Antonio Martinez tops off a bucket full of oranges in a new job in Florida. He had once been forced to live in deplorable conditions and to work off smuggler’s fees. When Martinez saw money exchange hands between the smuggler and crew leader, he realized he had been sold. Martinez is only required to fill the bins to the bottom of the screws a few inches from the top. However, he must top it off for the crew leader to get his cut. May 2003. Photo by Nuri Vallbona/The Miami Herald.

“Anybody wanna go work in North Carolina?”

I was on my knees photographing homeless men lining up outside a Jacksonville soup kitchen when I heard the hearty voice. “Did I hear that right?” I thought.

“Anybody wanna go work in North Carolina?” I turned quickly to see a stocky young man on a bicycle trying to entice the men in line to pick crops in North Carolina.

I had been trying for weeks to get a picture of one of these recruiters, who play a pivotal but shadowy role in Florida’s farming industry. I had staked out positions behind tinted car windows, hoping my lens would be long enough to catch them in the act. “Word must be out on the street you’re out here,” a homeless man once said after I drove 350 miles without snapping one picture.

Now two weeks later this man brazenly rode up behind me on his bike. He was trying to entice men to board a nearby van that would take them to what the laborers in line casually referred to as “the slave camps.” The U.S. government calls it “servitude.” Either way, those who entered the vehicles with promises of warm meals, a steady roof, and all the crack they need, sometimes found themselves in hellholes.

This was one part of the problem Miami Herald reporter Ronnie Greene uncovered as he investigated the rising number of farmworker slavery cases brought in Florida. This series, called “Fields of Despair,” was published in the Herald in 2003. He found that Florida leads the country in the number of contractors who have had licenses revoked because of labor violations against the men and women they lured into the work vans. The wealthy growers who hired these laborers, however, often went unpunished.
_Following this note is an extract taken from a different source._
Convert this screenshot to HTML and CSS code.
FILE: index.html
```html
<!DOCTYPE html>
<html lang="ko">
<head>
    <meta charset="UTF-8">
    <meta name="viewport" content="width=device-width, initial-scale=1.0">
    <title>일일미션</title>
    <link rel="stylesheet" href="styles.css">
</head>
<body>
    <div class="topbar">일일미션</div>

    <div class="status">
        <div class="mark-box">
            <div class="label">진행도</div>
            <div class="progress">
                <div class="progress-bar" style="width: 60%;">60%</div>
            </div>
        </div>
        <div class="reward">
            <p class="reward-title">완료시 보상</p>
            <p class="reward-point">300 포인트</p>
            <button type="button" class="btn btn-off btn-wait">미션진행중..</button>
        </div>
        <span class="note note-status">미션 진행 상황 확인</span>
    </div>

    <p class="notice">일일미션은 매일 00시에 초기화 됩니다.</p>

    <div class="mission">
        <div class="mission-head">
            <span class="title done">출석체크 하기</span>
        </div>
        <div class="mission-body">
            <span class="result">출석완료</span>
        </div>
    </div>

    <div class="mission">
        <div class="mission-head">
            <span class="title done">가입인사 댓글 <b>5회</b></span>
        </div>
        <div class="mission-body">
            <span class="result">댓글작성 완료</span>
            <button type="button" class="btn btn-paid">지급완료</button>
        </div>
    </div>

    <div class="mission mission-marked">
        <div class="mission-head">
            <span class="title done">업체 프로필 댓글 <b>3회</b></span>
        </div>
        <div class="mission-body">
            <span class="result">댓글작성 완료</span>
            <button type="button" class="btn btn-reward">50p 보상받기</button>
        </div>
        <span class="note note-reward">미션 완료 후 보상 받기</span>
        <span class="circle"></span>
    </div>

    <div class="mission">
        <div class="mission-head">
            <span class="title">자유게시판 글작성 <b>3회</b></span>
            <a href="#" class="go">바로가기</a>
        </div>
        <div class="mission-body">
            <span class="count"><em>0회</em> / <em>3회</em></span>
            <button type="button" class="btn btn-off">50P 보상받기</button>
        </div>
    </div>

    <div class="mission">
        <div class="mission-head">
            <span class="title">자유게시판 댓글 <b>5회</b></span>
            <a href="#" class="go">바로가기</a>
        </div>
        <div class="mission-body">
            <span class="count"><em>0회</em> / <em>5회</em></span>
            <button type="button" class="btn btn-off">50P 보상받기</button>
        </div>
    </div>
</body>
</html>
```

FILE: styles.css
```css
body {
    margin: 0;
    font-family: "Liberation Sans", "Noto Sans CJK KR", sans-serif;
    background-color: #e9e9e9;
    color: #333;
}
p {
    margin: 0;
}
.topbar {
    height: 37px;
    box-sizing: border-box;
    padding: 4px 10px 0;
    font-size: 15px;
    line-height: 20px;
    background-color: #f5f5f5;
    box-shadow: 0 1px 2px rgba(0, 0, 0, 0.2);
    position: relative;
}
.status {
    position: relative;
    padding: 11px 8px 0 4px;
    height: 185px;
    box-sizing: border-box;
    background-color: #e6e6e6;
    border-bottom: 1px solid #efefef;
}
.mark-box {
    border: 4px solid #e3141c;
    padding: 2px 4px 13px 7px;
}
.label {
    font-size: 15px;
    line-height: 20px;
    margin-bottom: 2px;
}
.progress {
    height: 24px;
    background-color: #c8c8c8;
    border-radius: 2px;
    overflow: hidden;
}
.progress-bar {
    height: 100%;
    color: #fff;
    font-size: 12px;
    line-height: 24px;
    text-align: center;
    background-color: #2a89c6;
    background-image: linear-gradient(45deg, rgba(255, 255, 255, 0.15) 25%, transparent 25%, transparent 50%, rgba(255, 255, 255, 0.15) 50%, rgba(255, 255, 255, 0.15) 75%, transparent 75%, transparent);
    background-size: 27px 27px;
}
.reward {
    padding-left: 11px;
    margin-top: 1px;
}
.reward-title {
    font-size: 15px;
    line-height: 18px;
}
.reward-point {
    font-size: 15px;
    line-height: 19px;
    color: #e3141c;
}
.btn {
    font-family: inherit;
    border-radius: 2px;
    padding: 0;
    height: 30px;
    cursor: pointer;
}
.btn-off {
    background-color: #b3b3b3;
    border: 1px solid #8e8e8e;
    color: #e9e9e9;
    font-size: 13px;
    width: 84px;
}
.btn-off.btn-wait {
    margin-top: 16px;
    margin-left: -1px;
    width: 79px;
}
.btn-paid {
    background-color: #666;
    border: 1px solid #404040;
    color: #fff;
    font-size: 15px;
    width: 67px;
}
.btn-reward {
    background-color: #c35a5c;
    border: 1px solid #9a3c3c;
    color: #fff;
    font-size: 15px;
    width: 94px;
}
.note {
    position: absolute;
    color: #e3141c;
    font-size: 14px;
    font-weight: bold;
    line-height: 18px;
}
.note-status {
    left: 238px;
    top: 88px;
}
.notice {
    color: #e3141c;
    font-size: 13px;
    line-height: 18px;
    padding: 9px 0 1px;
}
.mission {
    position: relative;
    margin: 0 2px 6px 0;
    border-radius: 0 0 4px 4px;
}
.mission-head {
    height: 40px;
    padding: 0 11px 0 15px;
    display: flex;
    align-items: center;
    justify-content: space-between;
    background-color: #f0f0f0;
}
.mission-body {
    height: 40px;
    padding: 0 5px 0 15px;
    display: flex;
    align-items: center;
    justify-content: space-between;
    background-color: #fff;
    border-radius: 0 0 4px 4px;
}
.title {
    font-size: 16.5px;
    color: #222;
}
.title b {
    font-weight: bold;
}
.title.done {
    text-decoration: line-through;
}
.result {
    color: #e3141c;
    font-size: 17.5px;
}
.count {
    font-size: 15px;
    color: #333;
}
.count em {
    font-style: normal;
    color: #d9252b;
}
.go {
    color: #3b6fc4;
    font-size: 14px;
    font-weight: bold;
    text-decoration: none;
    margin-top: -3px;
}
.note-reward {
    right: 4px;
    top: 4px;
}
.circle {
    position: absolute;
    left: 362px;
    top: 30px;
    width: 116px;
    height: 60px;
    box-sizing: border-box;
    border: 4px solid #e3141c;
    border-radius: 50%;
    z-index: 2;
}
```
Some of the worst abuses were in North Florida, where primarily African-American men were enticed into working the fields only to find themselves sinking slowly into a debt they could never repay. Some of their labor bosses advanced them money for meals and rent, while making drugs and alcohol plentiful. The men had to pay the boss back with 100 percent interest. When payday arrived, they received little or no pay for their 14-16-hour days. Fear of being beaten kept most in the camps. A few escaped by hiking for miles through the woods. They were afraid that if they walked by the highway, they would be found.

As we worked on our series, we’d often ride back from the fields in silence, unable to speak. For me, this story was especially difficult. I grew up in the 1960’s in Texas watching my Costa Rican mother deliberately push her supermarket cart past the bins of purple and green grapes in support of Cesar Chavez’s boycotts. “Hay que apoyar los pobres campesinos” (we have to support the poor farmworkers), she would say after hearing our selfish pleadings, “Just a few little grapes, por favor?”
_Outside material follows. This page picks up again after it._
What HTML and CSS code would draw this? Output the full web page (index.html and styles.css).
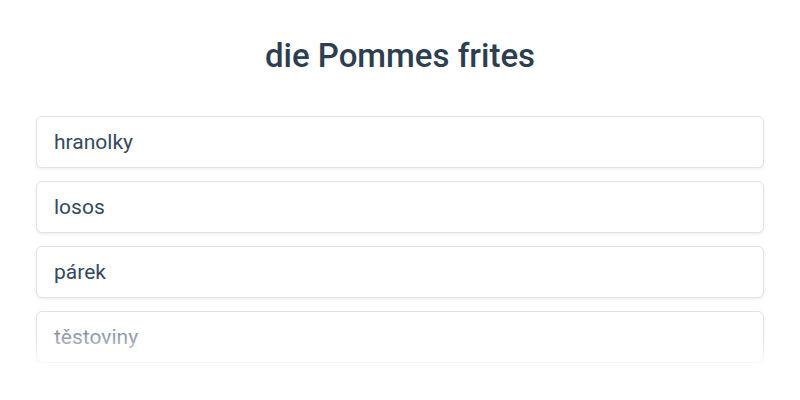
FILE: index.html
```html
<!DOCTYPE html>
<html lang="cs">
<head>
<meta charset="utf-8">
<link rel="stylesheet" href="styles.css">
</head>
<body>
<main class="quiz">
  <h1 class="word">die Pommes frites</h1>
  <div class="options">
    <div class="option">hranolky</div>
    <div class="option">losos</div>
    <div class="option">párek</div>
    <div class="option muted">těstoviny</div>
    <div class="fade"></div>
  </div>
</main>
</body>
</html>
```
FILE: styles.css
```css
html, body {
  margin: 0;
  padding: 0;
  background: #ffffff;
}
body {
  font-family: Roboto, "Noto Sans", sans-serif;
  color: #34495e;
}
.quiz {
  width: 728px;
  margin: 0 auto;
  padding-top: 36px;
}
.word {
  margin: 0 0 40px;
  text-align: center;
  font-size: 33px;
  font-weight: 500;
  line-height: 40px;
  color: #2c3e50;
}
.options {
  position: relative;
  display: flex;
  flex-direction: column;
  gap: 13px;
}
.option {
  box-sizing: border-box;
  height: 52px;
  display: flex;
  align-items: center;
  padding: 0 17px;
  font-size: 21px;
  border: 1px solid #e2e2e2;
  border-radius: 6px;
  box-shadow: 0 1px 3px rgba(0, 0, 0, 0.08);
  background: #fff;
}
.option.muted {
  color: #8795a5;
}
.fade {
  position: absolute;
  left: -10px;
  right: -10px;
  bottom: -10px;
  height: 40px;
  background: linear-gradient(to bottom, rgba(255,255,255,0), rgba(255,255,255,0.7) 70%, #fff);
  pointer-events: none;
}
```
Now, 38 years later, these issues haven’t gone away. It is painful. But working on this story was also inspiring. I met Lucas Benitez, of the Coalition of Immokalee Workers, who recently won a Robert F. Kennedy Human Rights Award for his coalition’s fight against farmworker abuse. Benitez and his colleagues helped free laborers who paid more than $1,000 to be smuggled from Mexico, then saw little or nothing for their sweat and labor plucking tomatoes and oranges—until their smuggling “debt” was retired. Antonio Martinez was housed in a squalid green trailer filled with desperate men. “I realized I had been sold,” he said.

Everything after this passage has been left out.